##### Records provided #####

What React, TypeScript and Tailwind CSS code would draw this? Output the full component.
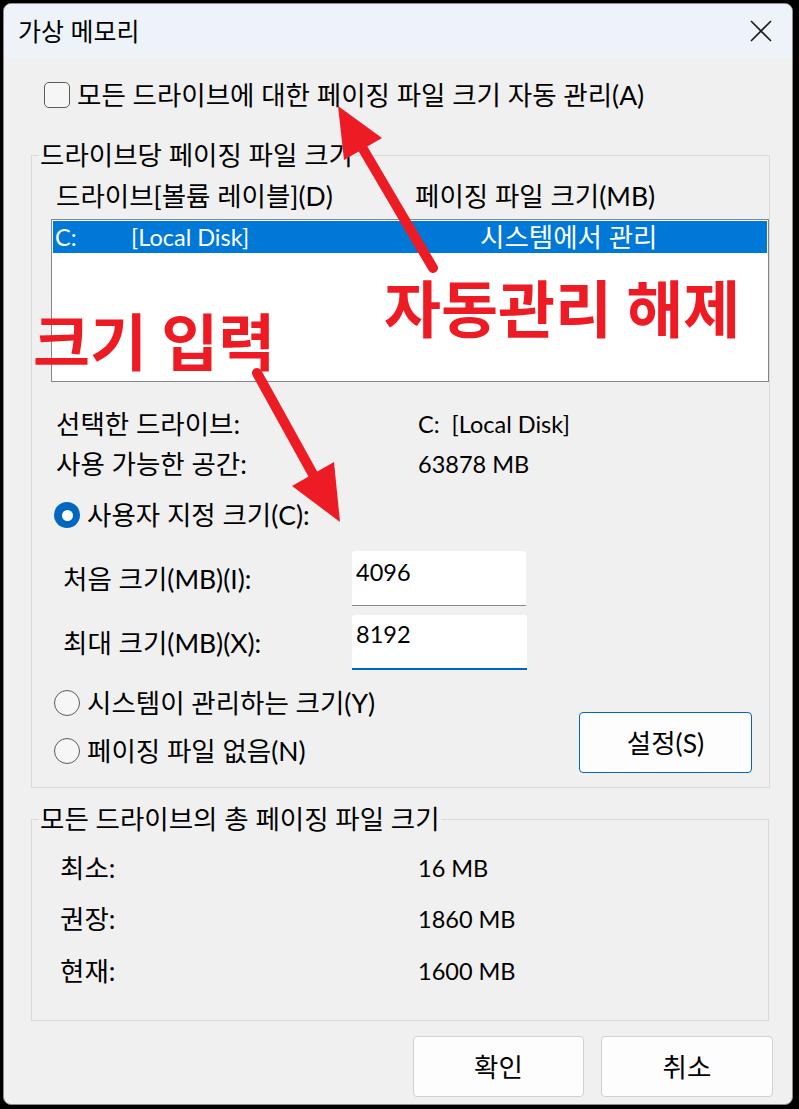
import React from "react";

function Radio({ checked }: { checked?: boolean }) {
  if (checked) {
    return (
      <span className="w-[26px] h-[26px] rounded-full bg-[#0067c0] flex items-center justify-center shrink-0">
        <span className="w-[11px] h-[11px] rounded-full bg-white" />
      </span>
    );
  }
  return <span className="w-[26px] h-[26px] rounded-full border-[1.5px] border-[#5c5c5c] bg-[#f6f6f6] shrink-0" />;
}

// latin-only values are set a bit smaller so they keep the Segoe-like width
const latin = "text-[23.5px]";

function App() {
  return (
    <div className="relative w-[799px] h-[1109px] bg-black pt-[3px] pl-[3px] pr-[6px] pb-[4px] font-[family-name:'Lato','Noto_Sans_CJK_KR',sans-serif] text-[26.5px] leading-[32px] text-black">
      <div className="h-full flex flex-col rounded-[8px] border border-[#8c8c8c] bg-[#f0f0f0] overflow-hidden">
        {/* title bar */}
        <div className="h-[54px] shrink-0 flex items-center justify-between pl-[14px] pr-[20px] bg-[#eef3f9]">
          <span className="text-[25px]">가상 메모리</span>
          <svg width="22" height="22" viewBox="0 0 22 22">
            <path d="M1 1 L21 21 M21 1 L1 21" stroke="#1a1a1a" strokeWidth="1.6" />
          </svg>
        </div>

        {/* auto manage */}
        <div className="mt-[21px] ml-[40px] flex items-center gap-[7px]">
          <span className="w-[26px] h-[26px] rounded-[5px] border-[1.5px] border-[#5c5c5c] bg-[#f6f6f6]" />
          <span>모든 드라이브에 대한 페이징 파일 크기 자동 관리(A)</span>
        </div>

        <fieldset className="mt-[28px] ml-[27px] w-[738px] border border-[#dadada] pb-[14px]">
          <legend className="ml-[7px] px-[1px]">드라이브당 페이징 파일 크기</legend>
          <div className="mt-[9px] pl-[24px] flex">
            <span className="w-[359px]">드라이브[볼륨 레이블](D)</span>
            <span>페이징 파일 크기(MB)</span>
          </div>
          <div className="mt-[7px] ml-[19px] w-[718px] h-[163px] border border-[#828790] bg-white p-px">
            <div className="h-[32px] bg-[#0078d7] text-white flex pl-[2px]">
              <span className={`w-[76px] ${latin}`}>C:</span>
              <span className={`w-[349px] ${latin}`}>[Local Disk]</span>
              <span>시스템에서 관리</span>
            </div>
          </div>
          <div className="mt-[26px] pl-[24px] flex">
            <span className="w-[362px]">선택한 드라이브:</span>
            <span className={latin}>C:&nbsp;&nbsp;[Local Disk]</span>
          </div>
          <div className="mt-[8px] pl-[24px] flex">
            <span className="w-[362px]">사용 가능한 공간:</span>
            <span className={latin}>63878 MB</span>
          </div>
          <div className="mt-[19px] ml-[22px] flex items-center gap-[7px]">
            <Radio checked />
            <span>사용자 지정 크기(C):</span>
          </div>
          <div className="mt-[20px] pl-[31px] flex items-center">
            <span className="w-[289px]">처음 크기(MB)(I):</span>
            <div className={`w-[174px] h-[55px] bg-white rounded-t-[3px] border-b border-[#8a8a8a] pl-[4px] pt-[5px] ${latin}`}>4096</div>
          </div>
          <div className="mt-[9px] pl-[31px] flex items-center">
            <span className="w-[289px]">최대 크기(MB)(X):</span>
            <div className={`w-[175px] h-[55px] bg-white rounded-t-[3px] border-b-2 border-[#0067c0] pl-[4px] pt-[3px] ${latin}`}>8192</div>
          </div>
          <div className="mt-[17px] flex items-start">
            <div className="ml-[22px] flex flex-col gap-[16px]">
              <div className="flex items-center gap-[7px]">
                <Radio />
                <span>시스템이 관리하는 크기(Y)</span>
              </div>
              <div className="flex items-center gap-[7px]">
                <Radio />
                <span>페이징 파일 없음(N)</span>
              </div>
            </div>
            <button className="ml-auto mr-[17px] mt-[25px] w-[173px] h-[61px] border border-[#0067c0] rounded-[4px] bg-[#fdfdfd]">
              설정(S)
            </button>
          </div>
        </fieldset>

        <fieldset className="mt-[15px] ml-[27px] w-[738px] border border-[#dadada] pb-[33px]">
          <legend className="ml-[7px] px-[1px]">모든 드라이브의 총 페이징 파일 크기</legend>
          <div className="mt-[17px] pl-[28px] flex">
            <span className="w-[358px]">최소:</span>
            <span className={latin}>16 MB</span>
          </div>
          <div className="mt-[19px] pl-[28px] flex">
            <span className="w-[358px]">권장:</span>
            <span className={latin}>1860 MB</span>
          </div>
          <div className="mt-[20px] pl-[28px] flex">
            <span className="w-[358px]">현재:</span>
            <span className={latin}>1600 MB</span>
          </div>
        </fieldset>

        <div className="mt-[15px] flex justify-end gap-[17px] pr-[19px]">
          <button className="w-[171px] h-[61px] border border-[#d0d0d0] rounded-[4px] bg-[#fdfdfd]">확인</button>
          <button className="w-[172px] h-[61px] border border-[#d0d0d0] rounded-[4px] bg-[#fdfdfd]">취소</button>
        </div>
      </div>

      {/* red annotations drawn over the dialog */}
      <svg className="absolute inset-0 pointer-events-none" width="799" height="1109">
        <line x1="433" y1="268" x2="356" y2="137" stroke="#ed1c24" strokeWidth="10" strokeLinecap="round" />
        <polygon points="338,106 382,138 344,160" fill="#ed1c24" />
        <line x1="257" y1="373" x2="320" y2="487" stroke="#ed1c24" strokeWidth="10" strokeLinecap="round" />
        <polygon points="340,522 334,462 292,486" fill="#ed1c24" />
      </svg>
      <span className="absolute left-[384px] top-[275px] text-[62px] leading-none font-bold text-[#ed1c24] font-[family-name:'Noto_Sans_CJK_KR',sans-serif] whitespace-nowrap">
        자동관리 해제
      </span>
      <span className="absolute left-[33px] top-[308px] text-[62px] leading-none font-bold text-[#ed1c24] font-[family-name:'Noto_Sans_CJK_KR',sans-serif] whitespace-nowrap">
        크기 입력
      </span>
    </div>
  );
}

export default App;
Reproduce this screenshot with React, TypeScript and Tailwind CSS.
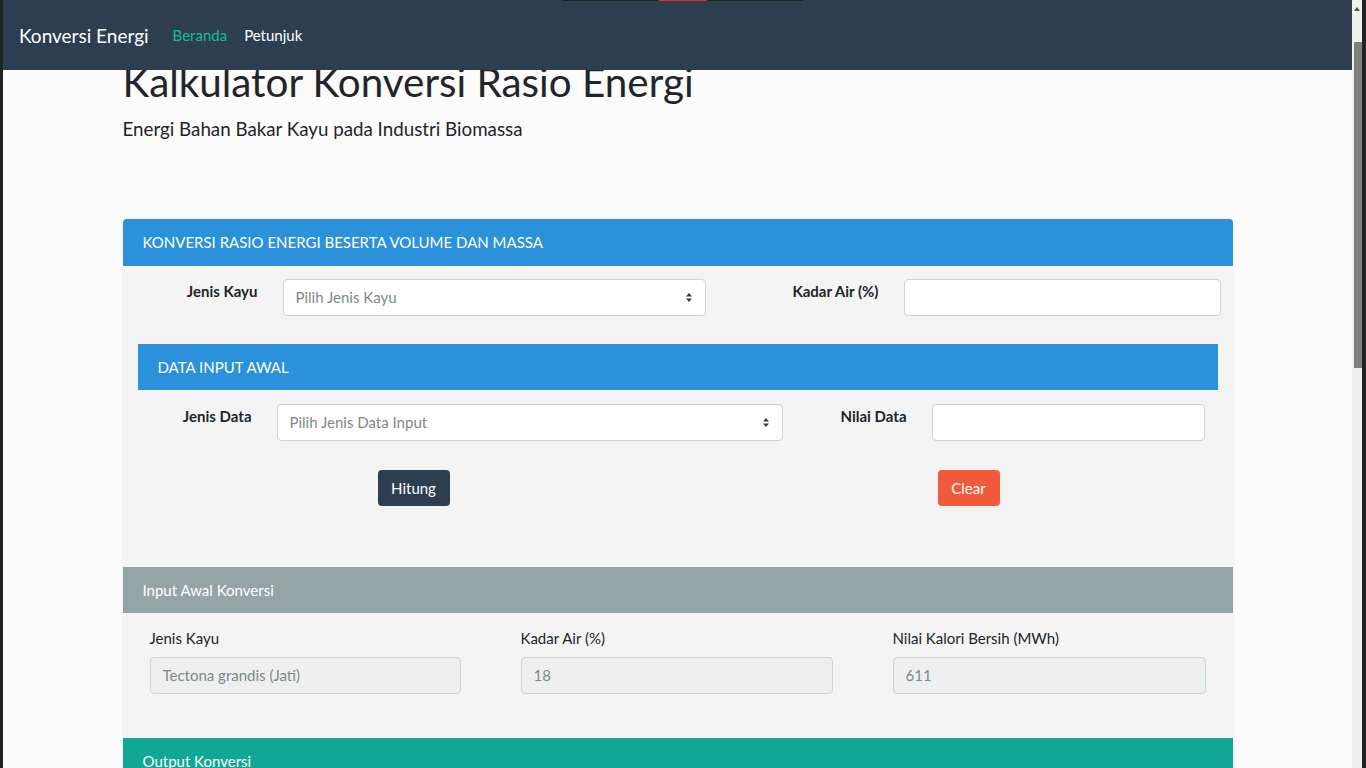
import React from "react";

function Caret() {
  return (
    <svg width="8" height="11" viewBox="0 0 8 11" className="shrink-0">
      <path d="M4 1 L7 4.5 L1 4.5 Z" fill="#343a40" />
      <path d="M4 10 L7 6.5 L1 6.5 Z" fill="#343a40" />
    </svg>
  );
}

function SelectBox({ text, width }: { text: string; width: string }) {
  return (
    <div
      className={`${width} h-[37px] bg-white border border-[#ced4da] rounded-[4px] flex items-center justify-between pl-[12px] pr-[12px] text-[15px] text-[#7b8a8b]`}
    >
      <span>{text}</span>
      <Caret />
    </div>
  );
}

function ReadOnly({ label, value, width }: { label: string; value: string; width: string }) {
  return (
    <div className={`${width} flex flex-col`}>
      <div className="text-[15px] leading-[22px] text-[#212529]">{label}</div>
      <div className="mt-[8px] h-[37px] bg-[#ecf0f1] border border-[#ced4da] rounded-[4px] flex items-center pl-[12px] text-[15px] text-[#7b8a8b]">
        {value}
      </div>
    </div>
  );
}

export default function App() {
  return (
    <div className="w-[1366px] h-[768px] overflow-hidden flex bg-[#222] font-['Lato',sans-serif]">
      <div className="w-[3px] h-full bg-[#222]" />
      <div className="w-[1349px] h-full relative bg-[#fcfcfc] overflow-hidden">
        {/* fixed navbar */}
        <div className="absolute top-0 left-0 right-0 h-[70px] bg-[#2c3e50] z-10 flex items-center pl-[16px]">
          <span className="text-[19px] text-white leading-none">Konversi Energi</span>
          <span className="ml-[24px] text-[15px] text-[#18bc9c]">Beranda</span>
          <span className="ml-[17px] text-[15px] text-white">Petunjuk</span>
        </div>
        <div className="absolute top-0 left-[560px] w-[240px] h-[1px] bg-[#222] z-20" />
        <div className="absolute top-0 left-[656px] w-[48px] h-[1px] bg-[#d62d2d] z-20" />

        <div className="w-[1110px] mx-auto pt-[58px]">
          <h1 className="text-[40.4px] leading-[48px] font-normal text-[#212529]">
            Kalkulator Konversi Rasio Energi
          </h1>
          <p className="mt-[9px] text-[18.75px] leading-[28px] font-normal text-[#212529]">
            Energi Bahan Bakar Kayu pada Industri Biomassa
          </p>

          <div className="mt-[76px] rounded-t-[4px] overflow-hidden shadow-[0_0_3px_rgba(220,200,230,0.4)]">
            <div className="h-[47px] bg-[#2a91da] flex items-center px-[20px] text-[15px] text-white uppercase">
              Konversi Rasio Energi Beserta Volume dan Massa
            </div>
            <div className="bg-[#f4f4f4]">
              {/* row 1 */}
              <div className="flex items-start pt-[13px]">
                <div className="w-[135px] text-right pt-[1px] text-[15px] leading-[22px] font-bold text-[#212529]">
                  Jenis Kayu
                </div>
                <div className="ml-[25px]">
                  <SelectBox text="Pilih Jenis Kayu" width="w-[423px]" />
                </div>
                <div className="w-[173px] text-right pt-[1px] text-[15px] leading-[22px] font-bold text-[#212529]">
                  Kadar Air (%)
                </div>
                <div className="ml-[25px] w-[317px] h-[37px] bg-white border border-[#ced4da] rounded-[4px]" />
              </div>

              {/* nested card */}
              <div className="mx-[15px] mt-[28px]">
                <div className="h-[46px] bg-[#2a91da] flex items-center px-[20px] text-[15px] text-white uppercase">
                  Data Input Awal
                </div>
                <div className="flex items-start pt-[14px]">
                  <div className="w-[114px] text-right pt-[1px] text-[15px] leading-[22px] font-bold text-[#212529]">
                    Jenis Data
                  </div>
                  <div className="ml-[25px]">
                    <SelectBox text="Pilih Jenis Data Input" width="w-[506px]" />
                  </div>
                  <div className="w-[124px] text-right pt-[1px] text-[15px] leading-[22px] font-bold text-[#212529]">
                    Nilai Data
                  </div>
                  <div className="ml-[25px] w-[273px] h-[37px] bg-white border border-[#ced4da] rounded-[4px]" />
                </div>
                <div className="flex mt-[29px]">
                  <div className="ml-[240px] w-[72px] h-[36px] rounded-[4px] bg-[#2c3e50] text-white text-[15px] flex items-center justify-center">
                    Hitung
                  </div>
                  <div className="ml-[488px] w-[62px] h-[36px] rounded-[4px] bg-[#f15a3b] text-white text-[15px] flex items-center justify-center">
                    Clear
                  </div>
                </div>
              </div>

              {/* input awal konversi */}
              <div className="mt-[61px] h-[46px] bg-[#95a5a6] flex items-center px-[20px] text-[15px] text-white">
                Input Awal Konversi
              </div>
              <div className="flex gap-[60px] pl-[27px] pt-[14px] pb-[44px]">
                <ReadOnly label="Jenis Kayu" value="Tectona grandis (Jati)" width="w-[311px]" />
                <ReadOnly label="Kadar Air (%)" value="18" width="w-[312px]" />
                <ReadOnly label="Nilai Kalori Bersih (MWh)" value="611" width="w-[313px]" />
              </div>

              <div className="h-[46px] bg-[#10a895] flex items-center px-[20px] text-[15px] text-white">
                Output Konversi
              </div>
            </div>
          </div>
        </div>
      </div>
      {/* scrollbar */}
      <div className="w-[10px] h-full bg-[#f0f0f0] relative">
        <svg width="8" height="6" viewBox="0 0 8 6" className="absolute top-[6px] left-[1px]">
          <path d="M4 1 L7 5 L1 5 Z" fill="#505050" />
        </svg>
        <div className="absolute top-[42px] left-[2px] w-[8px] h-[326px] bg-[#808080]" />
      </div>
      <div className="w-[4px] h-full bg-[#222]" />
    </div>
  );
}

#####

-- What the task requires --
Where a line contains the string "TypeScript", extract that line.

-- Answer to this problem --
What React, TypeScript and Tailwind CSS code would draw this? Output the full component.
Reproduce this screenshot with React, TypeScript and Tailwind CSS.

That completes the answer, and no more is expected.